LIBERTAD DIGITAL 27/05/17
PABLO PLANAS
· Habrá chiste de Gila, pero también las presiones, amenazas y coacciones a funcionarios y empleados públicos propias de un golpe de Estado.
De uno en uno y en público, los líderes del proceso separatista catalán son los profetas de las buenas vibraciones. El independentismo es amor, ha dicho Junqueras. Es la insurrección de las rosas y los libros de San Jorge, la era Aquarius de las nacionalidades, proclama Puigdemont. Con la sonrisa, la revuelta, tararea Lluís Llach, el bardo soberanista. Todo el mundo es bienvenido. Cataluña nos ama, proclama Rufián. Está al caer el nuevo Estado, primeras calidades, tabla rasa, renta universal garantizada, Dinamarca en verano todo el año, birra libre y barra americana.
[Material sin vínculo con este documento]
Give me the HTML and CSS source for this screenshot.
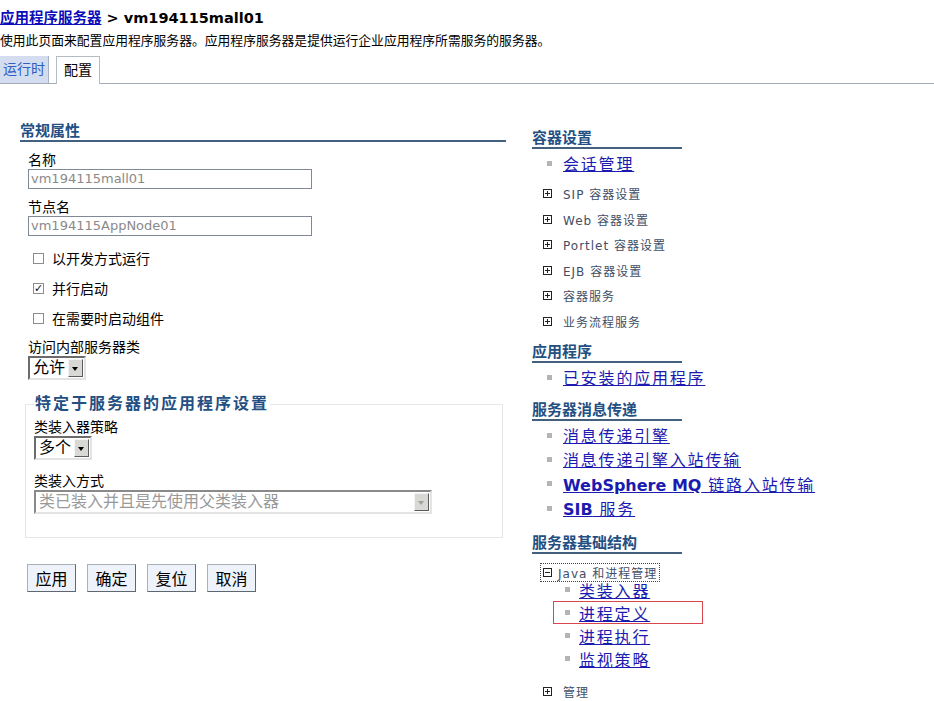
FILE: index.html
```html
<!DOCTYPE html>
<html lang="zh-CN">
<head>
  <meta charset="UTF-8">
  <title>应用程序服务器</title>
  <link rel="stylesheet" href="styles.css">
</head>
<body>
  <div class="crumb">
    <a href="#">应用程序服务器</a> &gt; vm194115mall01
  </div>
  <p class="desc">使用此页面来配置应用程序服务器。应用程序服务器是提供运行企业应用程序所需服务的服务器。</p>

  <div class="tabs">
    <span class="tab">运行时</span>
    <span class="tab active">配置</span>
  </div>

  <div class="main">

    <div class="left">
      <h3 class="head">常规属性</h3>

      <div class="field">
        <label>名称</label>
        <div class="text-box">vm194115mall01</div>
      </div>
      <div class="field">
        <label>节点名</label>
        <div class="text-box">vm194115AppNode01</div>
      </div>

      <div class="checks">
        <div class="check"><span class="box"></span>以开发方式运行</div>
        <div class="check"><span class="box on">&#10003;</span>并行启动</div>
        <div class="check"><span class="box"></span>在需要时启动组件</div>
      </div>

      <div class="field after-checks">
        <label>访问内部服务器类</label>
        <div class="select small"><span class="val">允许</span><span class="arrow"></span></div>
      </div>

      <fieldset class="group">
        <legend>特定于服务器的应用程序设置</legend>
        <div class="field first">
          <label>类装入器策略</label>
          <div class="select small"><span class="val">多个</span><span class="arrow"></span></div>
        </div>
        <div class="field">
          <label>类装入方式</label>
          <div class="select wide disabled"><span class="val">类已装入并且是先使用父类装入器</span><span class="arrow"></span></div>
        </div>
      </fieldset>

      <div class="buttons">
        <button>应用</button>
        <button>确定</button>
        <button>复位</button>
        <button>取消</button>
      </div>
    </div>

    <div class="right">
      <h3 class="head">容器设置</h3>
      <ul class="links">
        <li><a href="#">会话管理</a></li>
      </ul>
      <ul class="tree">
        <li><span class="pm plus"></span>SIP 容器设置</li>
        <li><span class="pm plus"></span>Web 容器设置</li>
        <li><span class="pm plus"></span>Portlet 容器设置</li>
        <li><span class="pm plus"></span>EJB 容器设置</li>
        <li><span class="pm plus"></span>容器服务</li>
        <li><span class="pm plus"></span>业务流程服务</li>
      </ul>

      <h3 class="head">应用程序</h3>
      <ul class="links">
        <li><a href="#">已安装的应用程序</a></li>
      </ul>

      <h3 class="head">服务器消息传递</h3>
      <ul class="links tight">
        <li><a href="#">消息传递引擎</a></li>
        <li><a href="#">消息传递引擎入站传输</a></li>
        <li><a href="#"><b>WebSphere MQ</b> 链路入站传输</a></li>
        <li><a href="#"><b>SIB</b> 服务</a></li>
      </ul>

      <h3 class="head infra">服务器基础结构</h3>
      <div class="open-node"><span class="pm"></span>Java 和进程管理</div>
      <ul class="links sub">
        <li><a href="#">类装入器</a></li>
        <li class="marked"><a href="#">进程定义</a></li>
        <li><a href="#">进程执行</a></li>
        <li><a href="#">监视策略</a></li>
      </ul>
      <ul class="tree last">
        <li><span class="pm plus"></span>管理</li>
      </ul>
    </div>

  </div>
</body>
</html>
```

FILE: styles.css
```css
* {
  box-sizing: border-box;
}

body {
  margin: 0;
  font-family: "DejaVu Sans", "Noto Sans CJK SC", sans-serif;
  color: #000;
  background: #fff;
}

a {
  color: #1b1bb0;
}

.crumb {
  padding-top: 8px;
  font-size: 14.5px;
  font-weight: bold;
  line-height: 20px;
}

.crumb a {
  color: #0d0dba;
}

.desc {
  margin: 4px 0 0;
  font-size: 12.8px;
  line-height: 18px;
}

/* tabs */
.tabs {
  display: flex;
  align-items: flex-end;
  gap: 7px;
  margin-top: 6px;
  height: 28px;
  border-bottom: 1px solid #a4acb6;
}

.tab {
  height: 27px;
  padding: 0 3px;
  font-size: 14px;
  line-height: 27px;
  color: #2d5fc4;
  background: #d4dcf0;
  border-right: 1px solid #a8b0c8;
}

.tab.active {
  height: 28px;
  margin-bottom: -1px;
  padding: 0 7px;
  color: #000;
  background: #fff;
  border: 1px solid #b6bcc4;
  border-bottom: none;
}

.main {
  display: flex;
}

.head {
  margin: 0;
  font-size: 15px;
  line-height: 18px;
  font-weight: bold;
  color: #244f82;
  border-bottom: 2px solid #44607f;
}

/* left column */
.left {
  width: 506px;
  padding: 38px 0 0 20px;
}

.field {
  margin-left: 8px;
  margin-top: 9px;
}

.field label {
  display: block;
  font-size: 14px;
  line-height: 18px;
}

.text-box {
  width: 284px;
  height: 20px;
  padding-left: 2px;
  border: 1px solid #7f8a96;
  font-size: 13px;
  line-height: 18px;
  color: #8a8a8a;
}

.checks {
  margin-top: 7px;
}

.check {
  display: flex;
  align-items: center;
  height: 30px;
  margin-left: 13px;
  font-size: 14px;
}

.box {
  width: 11px;
  height: 11px;
  margin-right: 8px;
  border: 1px solid #8c8c8c;
  background: #fff;
  font-size: 10px;
  line-height: 9px;
  text-align: center;
  font-weight: bold;
}

.box.on {
  color: #111;
  font-size: 11px;
}

.field.after-checks {
  margin-top: 5px;
}

.select {
  display: flex;
  height: 24px;
  border: 2px solid;
  border-color: #6b6b6b #e4e4e4 #e4e4e4 #6b6b6b;
  background: #fff;
}

.select .val {
  flex: 1;
  padding-left: 3px;
  font-size: 16px;
  line-height: 20px;
}

.select .arrow {
  position: relative;
  width: 15px;
  margin: 1px;
  background: #d8d8d4;
  border: 1px solid;
  border-color: #f4f4f4 #5c5c5c #5c5c5c #f4f4f4;
}

.select .arrow::after {
  content: "";
  position: absolute;
  left: 3px;
  top: 7px;
  border: 3px solid transparent;
  border-top: 4px solid #000;
}

.select.small {
  width: 58px;
}

.select.wide {
  width: 398px;
  border-color: #8a8a8a #e4e4e4 #e4e4e4 #8a8a8a;
}

.select.disabled .val {
  color: #9a9a9a;
}

.select.disabled .arrow::after {
  border-top-color: #a0a0a0;
}

.group {
  margin: 15px 3px 0 5px;
  padding: 0 8px 23px 8px;
  border: 1px solid #e6e6e6;
}

.group legend {
  padding: 0 1px;
  font-size: 16px;
  font-weight: bold;
  letter-spacing: 2px;
  color: #244f82;
  line-height: 18px;
}

.group .field {
  margin-left: 0;
  margin-top: 12px;
}

.group .field.first {
  margin-top: 5px;
}

.buttons {
  display: flex;
  gap: 11px;
  margin: 26px 0 0 7px;
}

.buttons button {
  width: 49px;
  height: 28px;
  padding: 0;
  font-family: inherit;
  font-size: 16px;
  background: #eef2fb;
  border: 1px solid #7e8892;
  border-color: #a8b0ba #5e6670 #5e6670 #a8b0ba;
}

/* right column */
.right {
  padding: 45px 0 0 26px;
}

.right .head {
  width: 150px;
}

ul {
  list-style: none;
  margin: 0;
  padding: 0;
}

.links li {
  display: flex;
  align-items: center;
  height: 24px;
  padding-left: 15px;
  font-size: 16px;
  letter-spacing: 1.8px;
}

.links li::before {
  content: "";
  width: 5px;
  height: 5px;
  margin-right: 11px;
  background: #b4b4b4;
}

.links {
  margin-top: 2px;
}

.links b {
  letter-spacing: 0;
}

.tree {
  margin: 6px 0 9px;
}

.tree li {
  display: flex;
  align-items: center;
  height: 25.5px;
  padding-left: 11px;
  font-size: 12px;
  letter-spacing: 1px;
  color: #3f4e66;
}

.pm {
  position: relative;
  width: 9px;
  height: 9px;
  margin-right: 11px;
  border: 1px solid #222;
}

.pm::before,
.pm.plus::after {
  content: "";
  position: absolute;
  background: #222;
}

.pm::before {
  left: 1px;
  top: 3px;
  width: 5px;
  height: 1px;
}

.pm.plus::after {
  left: 3px;
  top: 1px;
  width: 1px;
  height: 5px;
}

.links + .head {
  margin-top: 12px;
}

.links + .head.infra {
  margin-top: 14px;
}

.links.tight li {
  height: 24.3px;
}

.open-node {
  display: inline-flex;
  align-items: center;
  height: 17px;
  margin: 10px 0 0 9px;
  padding-right: 2px;
  outline: 1px dotted #444;
  font-size: 12px;
  letter-spacing: 1px;
  color: #3f4e66;
}

.open-node .pm {
  margin: 0 6px 0 2px;
}

.links.sub {
  margin-top: -3px;
}

.links.sub li {
  height: 23px;
  padding-left: 33px;
}

.links.sub li::before {
  margin-right: 9px;
}

.links.sub li.marked {
  width: 150px;
  margin-left: 21px;
  padding-left: 12px;
  outline: 1px solid #d9474c;
  outline-offset: -1px;
}

.tree.last {
  margin-top: 9px;
}
```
La oferta independentista es magnífica, insuperable, fabulosa. De la pobreza a los desahucios, del paro al fraude fiscal, del recibo de la luz a los atascos, el problema es España y la solución, desenchufarse del Estado y proclamar la república catalana y «a la catalana», matiz que usa mucho Puigdemont como para referir que, a diferencia de las hispánicas maneras, los usos vernáculos son de naturaleza intrínsecamente superior, más finos y sutiles. Sí. Es como la distancia que hay entre las alpargatas de esparto de los mozos de escuadra y el tricornio de charol de la Guardia Civil.
No se sabe cuándo, cómo ni de qué manera, pero el referéndum se va a celebrar, sostienen Puigdemont y Junqueras. Y no sólo eso, sino que el resultado será de aplicación ipsofacta porque saldrá que sí. Es que ni se preocupan en disimular que en vez de una consulta prevén un pucherazo. Cabría suponer que los promotores del proceso son conscientes de sus limitaciones, pero no es el caso. Confían para salir del apuro en el Gobierno que ya se atragantó con el 9-N del 14, bien sea con una pachanga tolerada o una mesa de negociación de última hora abierta a la abolición en Cataluña de la Constitución.
Eso o la vía directa, inevitable tarde o temprano, la confrontación para la que preparan a sus bases, sea el próximo septiembre, al otro o a tres años vista. Si de cara a la galería el proceso se vende como la sublimación de la soberanía individual en un campo de amapolas, en los actos para iniciados el discurso es punto más realista. Aunque pudiera resultar plausible, la independencia no se logrará avisando por teléfono a Rajoy de que a partir de las cero horas de tal día Cataluña ya no es España.
Habrá chiste de Gila, pero también las presiones, amenazas y coacciones a funcionarios y empleados públicos propias de un golpe de Estado. Lo dijo el exmagistrado y exsenador de ERC Santiago Vidal, que reveló que la Generalidad tenía listas de jueces y datos personales de todos los ciudadanos censados en Cataluña. Y lo ha ratificado Lluís Llach con el aditamento de la amenaza a los funcionarios disidentes, sean propios, del Estado o de los ayuntamientos. Esto no es una broma. El que no cumpla la «legalidad catalana» será sancionado, ha dejado caer el Noi de L’Estaca, apóstol de la desobediencia por la mañana, chequista de noche. Su Estado no será como este Estado, que traga con todo. El suyo, en expresión de Llach, será lo que se conoce como «un Estado serio». Estamos avisados.